* [Given exercise] Write the listing below out again exactly, dropping the images.

* [Collected material]
(begin)

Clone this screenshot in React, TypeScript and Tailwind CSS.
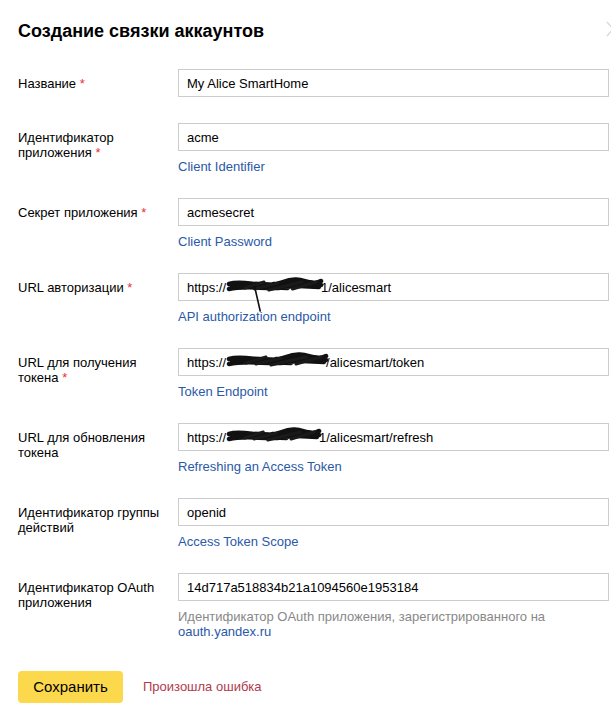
import React from "react";

type Field = {
  label: string;
  required?: boolean;
  value: React.ReactNode;
  hint?: React.ReactNode;
};

function Scribble({ width, tail }: { width: number; tail?: boolean }) {
  const w = width;
  return (
    <span className="relative inline-block h-[14px] align-middle" style={{ width: w }}>
      <svg
        className="absolute left-0 top-[-4px] overflow-visible"
        width={w}
        height={22}
        viewBox={`0 0 ${w} 22`}
        fill="none"
      >
        <path
          d={`M3 8 C ${w * 0.2} 3, ${w * 0.4} 14, ${w * 0.6} 6 S ${w * 0.88} 12, ${w} 5 M3 13 C ${w * 0.25} 8, ${w * 0.5} 16, ${w * 0.75} 9 S ${w - 6} 12, ${w} 9 M6 11 L ${w * 0.75} 10 M${w * 0.12} 7 L ${w - 2} 11 M${w * 0.08} 10 L ${w * 0.65} 12 M${w * 0.5} 8 L ${w - 1} 7`}
          stroke="#111"
          strokeWidth={4.5}
          strokeLinecap="round"
        />
        <path
          d={`M${w * 0.3} 13 L ${w * 0.55} 7 M${w * 0.45} 14 L ${w * 0.8} 6 M${w * 0.2} 12 L ${w * 0.4} 6 M${w * 0.7} 13 L ${w * 0.95} 6`}
          stroke="#1a1a1a"
          strokeWidth={3}
          strokeLinecap="round"
        />
        {tail && (
          <path d={`M${w * 0.3} 10 L ${w * 0.36} 35`} stroke="#111" strokeWidth={1.6} strokeLinecap="round" />
        )}
      </svg>
    </span>
  );
}

const link = "text-[#2a59a8]";

const fields: Field[] = [
  { label: "Название", required: true, value: "My Alice SmartHome" },
  { label: "Идентификатор приложения", required: true, value: "acme", hint: <span className={link}>Client Identifier</span> },
  { label: "Секрет приложения", required: true, value: "acmesecret", hint: <span className={link}>Client Password</span> },
  {
    label: "URL авторизации",
    required: true,
    value: (
      <>
        https://
        <Scribble width={95} tail />
        1/alicesmart
      </>
    ),
    hint: <span className={link}>API authorization endpoint</span>,
  },
  {
    label: "URL для получения токена",
    required: true,
    value: (
      <>
        https://
        <Scribble width={100} />
        /alicesmart/token
      </>
    ),
    hint: <span className={link}>Token Endpoint</span>,
  },
  {
    label: "URL для обновления токена",
    value: (
      <>
        https://
        <Scribble width={93} />
        1/alicesmart/refresh
      </>
    ),
    hint: <span className={link}>Refreshing an Access Token</span>,
  },
  { label: "Идентификатор группы действий", value: "openid", hint: <span className={link}>Access Token Scope</span> },
  {
    label: "Идентификатор OAuth приложения",
    value: "14d717a518834b21a1094560e1953184",
    hint: (
      <span className="text-[#888]">
        Идентификатор OAuth приложения, зарегистрированного на
        <br />
        <span className={link}>oauth.yandex.ru</span>
      </span>
    ),
  },
];

export default function App() {
  return (
    <div className="relative min-h-[717px] overflow-hidden bg-white pl-[18px] pt-[19px] font-['Liberation_Sans',Arial,sans-serif] text-[13px] text-black">
      <svg className="absolute right-[-4px] top-[21px]" width="10" height="16" viewBox="0 0 10 16" fill="none">
        <path d="M2 1 L8 8 L2 15" stroke="#d6d6d6" strokeWidth="1.2" />
      </svg>
      <h1 className="text-[18px] font-bold leading-[24px]">Создание связки аккаунтов</h1>
      <div className="mt-[26px] flex flex-col">
        {fields.map((f, i) => (
          <div key={i} className={`flex ${f.hint ? "mb-[24px]" : "mb-[26px]"} last:mb-0`}>
            <div className="w-[160px] shrink-0 pr-[10px] pt-[7px] leading-[15px]">
              {f.label}
              {f.required && <span className="text-[#e8303a]"> *</span>}
            </div>
            <div className="flex-1 pr-[2px]">
              <div className="flex h-[28px] items-center whitespace-nowrap border border-[#cccccc] px-[8px] leading-[15px]">
                {f.value}
              </div>
              {f.hint && <div className="mt-[8px] leading-[15px]">{f.hint}</div>}
            </div>
          </div>
        ))}
      </div>
      <div className="mt-[32px] flex items-center gap-[20px]">
        <button className="h-[32px] w-[105px] rounded-[4px] bg-[#fcd84c] text-[15px] text-black">Сохранить</button>
        <span className="text-[#b23a4c]">Произошла ошибка</span>
      </div>
    </div>
  );
}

(end)

* [Solution to this problem]
Clone this screenshot in React, TypeScript and Tailwind CSS.
import React from "react";

type Field = {
  label: string;
  required?: boolean;
  value: React.ReactNode;
  hint?: React.ReactNode;
};

function Scribble({ width, tail }: { width: number; tail?: boolean }) {
  const w = width;
  return (
    <span className="relative inline-block h-[14px] align-middle" style={{ width: w }}>
      <svg
        className="absolute left-0 top-[-4px] overflow-visible"
        width={w}
        height={22}
        viewBox={`0 0 ${w} 22`}
        fill="none"
      >
        <path
          d={`M3 8 C ${w * 0.2} 3, ${w * 0.4} 14, ${w * 0.6} 6 S ${w * 0.88} 12, ${w} 5 M3 13 C ${w * 0.25} 8, ${w * 0.5} 16, ${w * 0.75} 9 S ${w - 6} 12, ${w} 9 M6 11 L ${w * 0.75} 10 M${w * 0.12} 7 L ${w - 2} 11 M${w * 0.08} 10 L ${w * 0.65} 12 M${w * 0.5} 8 L ${w - 1} 7`}
          stroke="#111"
          strokeWidth={4.5}
          strokeLinecap="round"
        />
        <path
          d={`M${w * 0.3} 13 L ${w * 0.55} 7 M${w * 0.45} 14 L ${w * 0.8} 6 M${w * 0.2} 12 L ${w * 0.4} 6 M${w * 0.7} 13 L ${w * 0.95} 6`}
          stroke="#1a1a1a"
          strokeWidth={3}
          strokeLinecap="round"
        />
        {tail && (
          <path d={`M${w * 0.3} 10 L ${w * 0.36} 35`} stroke="#111" strokeWidth={1.6} strokeLinecap="round" />
        )}
      </svg>
    </span>
  );
}

const link = "text-[#2a59a8]";

const fields: Field[] = [
  { label: "Название", required: true, value: "My Alice SmartHome" },
  { label: "Идентификатор приложения", required: true, value: "acme", hint: <span className={link}>Client Identifier</span> },
  { label: "Секрет приложения", required: true, value: "acmesecret", hint: <span className={link}>Client Password</span> },
  {
    label: "URL авторизации",
    required: true,
    value: (
      <>
        https://
        <Scribble width={95} tail />
        1/alicesmart
      </>
    ),
    hint: <span className={link}>API authorization endpoint</span>,
  },
  {
    label: "URL для получения токена",
    required: true,
    value: (
      <>
        https://
        <Scribble width={100} />
        /alicesmart/token
      </>
    ),
    hint: <span className={link}>Token Endpoint</span>,
  },
  {
    label: "URL для обновления токена",
    value: (
      <>
        https://
        <Scribble width={93} />
        1/alicesmart/refresh
      </>
    ),
    hint: <span className={link}>Refreshing an Access Token</span>,
  },
  { label: "Идентификатор группы действий", value: "openid", hint: <span className={link}>Access Token Scope</span> },
  {
    label: "Идентификатор OAuth приложения",
    value: "14d717a518834b21a1094560e1953184",
    hint: (
      <span className="text-[#888]">
        Идентификатор OAuth приложения, зарегистрированного на
        <br />
        <span className={link}>oauth.yandex.ru</span>
      </span>
    ),
  },
];

export default function App() {
  return (
    <div className="relative min-h-[717px] overflow-hidden bg-white pl-[18px] pt-[19px] font-['Liberation_Sans',Arial,sans-serif] text-[13px] text-black">
      <svg className="absolute right-[-4px] top-[21px]" width="10" height="16" viewBox="0 0 10 16" fill="none">
        <path d="M2 1 L8 8 L2 15" stroke="#d6d6d6" strokeWidth="1.2" />
      </svg>
      <h1 className="text-[18px] font-bold leading-[24px]">Создание связки аккаунтов</h1>
      <div className="mt-[26px] flex flex-col">
        {fields.map((f, i) => (
          <div key={i} className={`flex ${f.hint ? "mb-[24px]" : "mb-[26px]"} last:mb-0`}>
            <div className="w-[160px] shrink-0 pr-[10px] pt-[7px] leading-[15px]">
              {f.label}
              {f.required && <span className="text-[#e8303a]"> *</span>}
            </div>
            <div className="flex-1 pr-[2px]">
              <div className="flex h-[28px] items-center whitespace-nowrap border border-[#cccccc] px-[8px] leading-[15px]">
                {f.value}
              </div>
              {f.hint && <div className="mt-[8px] leading-[15px]">{f.hint}</div>}
            </div>
          </div>
        ))}
      </div>
      <div className="mt-[32px] flex items-center gap-[20px]">
        <button className="h-[32px] w-[105px] rounded-[4px] bg-[#fcd84c] text-[15px] text-black">Сохранить</button>
        <span className="text-[#b23a4c]">Произошла ошибка</span>
      </div>
    </div>
  );
}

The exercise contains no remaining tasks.